Let’s face it. The authors and the anti-free-roaming cat contingent want stray and feral cats to be rounded up and killed, plain and simple. They want this in spite of the fact that this standard approach to controlling outdoor cat populations has been deemed cruel, cost-prohibitive, inefficient and generally unacceptable to the pet-loving public.
In truth, no one actually knows how many free-roaming cats there are in this country, which makes it impossible — and frankly irresponsible — to pull a number out of the air and multiply it by a theoretical number of birds that the average cat supposedly kills each day. This is especially true when the number is derived in part from observing chubby house cats.
Trap/neuter/return, or TNR, which the authors dismiss, is a proven and humane method for reducing the number of community cats. TNR involves trapping, neutering and releasing community cats back to their colonies. Sterile cats obviously can’t reproduce, and, over time, TNR reduces the number of free-roaming cats in the target colony.

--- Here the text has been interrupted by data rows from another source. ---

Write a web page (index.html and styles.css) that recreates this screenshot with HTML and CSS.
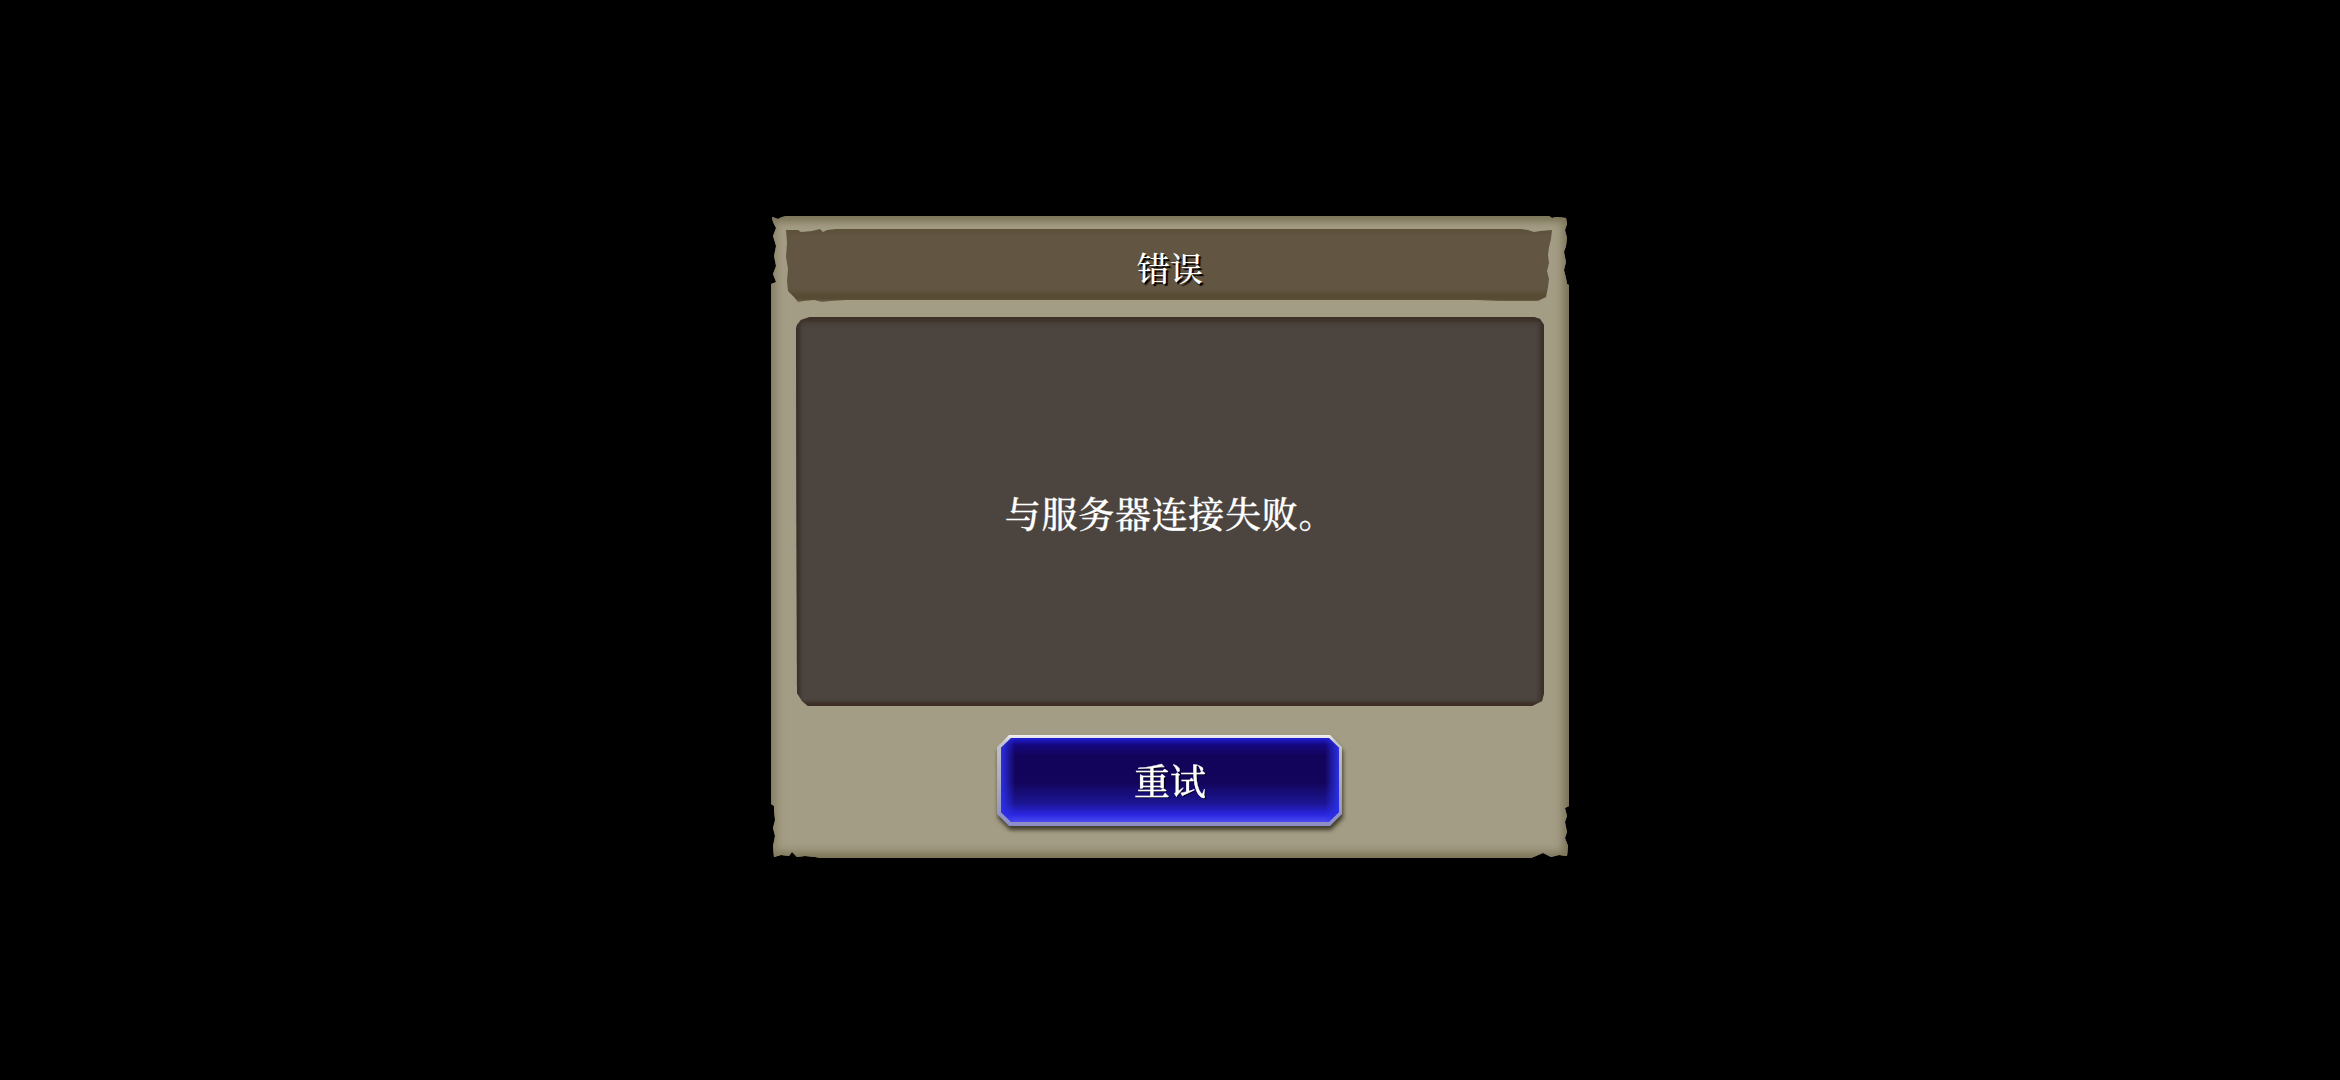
FILE: index.html
```html
<!DOCTYPE html>
<html lang="zh-CN">
<head>
<meta charset="utf-8">
<title>错误</title>
<link rel="stylesheet" href="styles.css">
</head>
<body>
<main class="dialog">
  <h1 class="title">错误</h1>
  <div class="message"><p>与服务器连接失败。</p></div>
  <div class="actions">
    <div class="btn-shadow">
      <div class="btn-edge">
        <button class="btn" type="button">重试</button>
      </div>
    </div>
  </div>
</main>
</body>
</html>
```
FILE: styles.css
```css
* { box-sizing: border-box; margin: 0; padding: 0; }
html, body { width: 100%; height: 100%; background: #000; overflow: hidden; }
body {
  display: flex; align-items: flex-start; justify-content: center;
  padding-top: 216px;
  font-family: "Noto Serif CJK SC", "Noto Sans CJK SC", serif;
  color: #fff;
}
.dialog {
  width: 798px; height: 642px;
  padding: 13px 17px 0 15px;
  display: flex; flex-direction: column;
  background: #a49d85;
  box-shadow: inset 0 13px 7px -7px #7d7659, inset 11px 0 9px -6px #857e63, inset -12px 0 9px -6px #7a7358, inset 0 -13px 8px -7px #7d7659;
  clip-path: polygon(1px 1px, 7px 3px, 11px 1px, 16px 0, 778px 0, 781px 2px, 785px 1px, 795px 2px, 796px 8px, 794px 14px, 796px 22px, 795px 30px, 793px 36px, 795px 46px, 793px 54px, 795px 62px, 796px 68px, 798px 69px, 798px 590px, 794px 592px, 796px 600px, 794px 606px, 796px 616px, 794px 622px, 797px 630px, 796px 640px, 788px 639px, 780px 641px, 772px 637px, 765px 640px, 760px 642px, 50px 642px, 44px 641px, 34px 640px, 26px 641px, 21px 636px, 18px 640px, 10px 639px, 3px 641px, 2px 630px, 4px 620px, 2px 612px, 4px 604px, 3px 595px, 3px 590px, 0 588px, 0 68px, 5px 66px, 2px 58px, 5px 50px, 3px 40px, 5px 30px, 2px 20px, 5px 12px, 2px 6px);
}
.title {
  height: 74px; flex: none;
  display: flex; align-items: center; justify-content: center;
  padding: 1px 0 0 2px;
  font-size: 33px; font-weight: 500; line-height: 1;
  text-shadow: 2px 2px 1px #000;
  background: linear-gradient(#5c5039 0, #625541 7px, #625541 60px, #574b33 66px, #574b33 70px, #6a5d49 72px);
  clip-path: polygon(0 1px, 4px 1px, 12px 1px, 15px 3px, 26px 2px, 34px 0, 37px 3px, 41px 1px, 50px 0, 735px 0, 742px 1px, 748px 3px, 754px 2px, 766px 1px, 765px 10px, 763px 18px, 762px 26px, 763px 34px, 761px 42px, 763px 50px, 762px 58px, 760px 68px, 752px 72px, 730px 72px, 712px 72px, 690px 71px, 60px 71px, 44px 72px, 36px 73px, 28px 71px, 18px 72px, 12px 73px, 8px 68px, 2px 62px, 1px 52px, 2px 40px, 0 28px, 1px 14px);
}
.message {
  flex: none;
  height: 389px;
  margin: 14px 8px 0 10px;
  display: flex; align-items: center; justify-content: center;
  background: #4b443f;
  box-shadow: inset 0 8px 5px -3px #3e2f26, inset 0 -7px 3px -3px #3e2f26, inset 7px 0 4px -3px #3a302a, inset -7px 0 4px -3px #3a302a;
  clip-path: polygon(1px 8px, 5px 3px, 14px 0, 738px 0, 744px 2px, 748px 8px, 748px 376px, 746px 384px, 736px 389px, 12px 389px, 6px 384px, 1px 376px, 0 12px);
}
.message p {
  font-size: 36px; font-weight: 500; line-height: 1; letter-spacing: 0.7px;
  padding-top: 3px;
  -webkit-text-stroke: 0.3px #fff;
}
.actions {
  flex: none;
  margin-top: 29px;
  display: flex; justify-content: center;
  padding-right: 0;
  padding-left: 1px;
}
.btn-shadow {
  filter: drop-shadow(1px 4px 2px rgba(45,40,26,.85));
}
.btn-edge {
  width: 345px; height: 91px;
  padding: 3px 3px 4px 4px;
  background: linear-gradient(#f4f2f2 0, #c2c2cc 8%, #a9a9c4 55%, #8c8dc6 100%);
  clip-path: polygon(12px 0, 333px 0, 345px 12px, 345px 79px, 333px 91px, 12px 91px, 0 79px, 0 12px);
}
.btn {
  display: block; width: 100%; height: 100%;
  border: 0; color: #fff;
  font: inherit; font-size: 36px; font-weight: 500; line-height: 1;
  -webkit-text-stroke: 0.3px #fff;
  text-shadow: 1px 1px 1px #000;
  background:
    linear-gradient(90deg, #2b30e6 0, rgba(34,30,190,0) 14px, rgba(34,30,190,0) calc(100% - 14px), #2b30e6 100%),
    linear-gradient(#1f21d6 0, #15077e 7px, #12045a 18px, #12045a 52%, #1c1594 78%, #2a25e0 91%, #4a4af0 100%);
  clip-path: polygon(10px 0, calc(100% - 10px) 0, 100% 10px, 100% calc(100% - 10px), calc(100% - 10px) 100%, 10px 100%, 0 calc(100% - 10px), 0 10px);
}
```
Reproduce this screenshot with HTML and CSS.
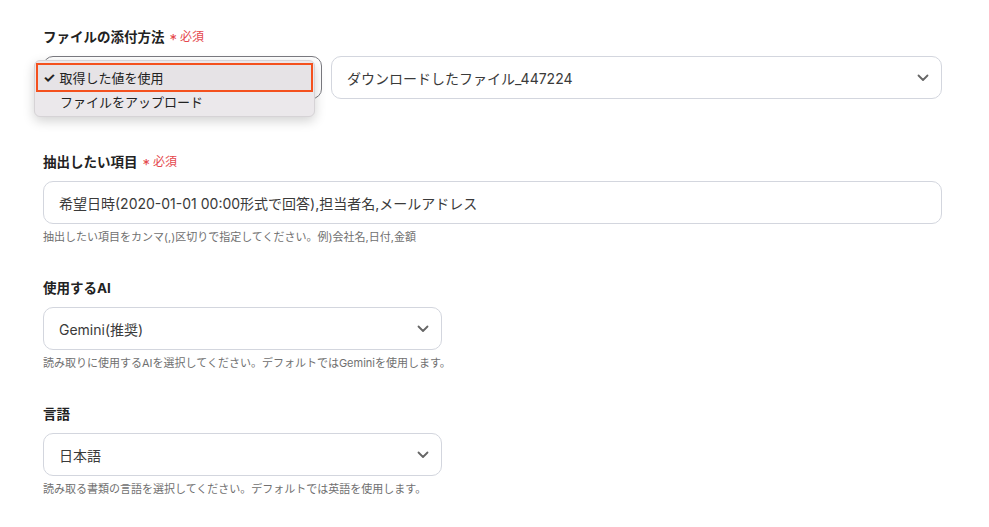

If the number of community cats continues to grow, it means that TNR is not being practiced as widely as it should be. Meanwhile, individuals, such as the report’s authors, keep recycling and repackaging the same discredited information.
Let’s face it, scapegoating cats is a huge and, sadly, lucrative business. If even half the U.S. Fish and Wildlife’s energy and funding was geared toward spay/neuter and educational programs, this problem wouldn’t be an issue. But, that, of course, would result in a lot of well-connected, taxpayer-reliant academics being forced out of work.
This latest misguided ”study” is nothing more than a calculated effort to block the universal endorsement of a sound, humane population management strategy for cats that has been successful in municipalities across the country.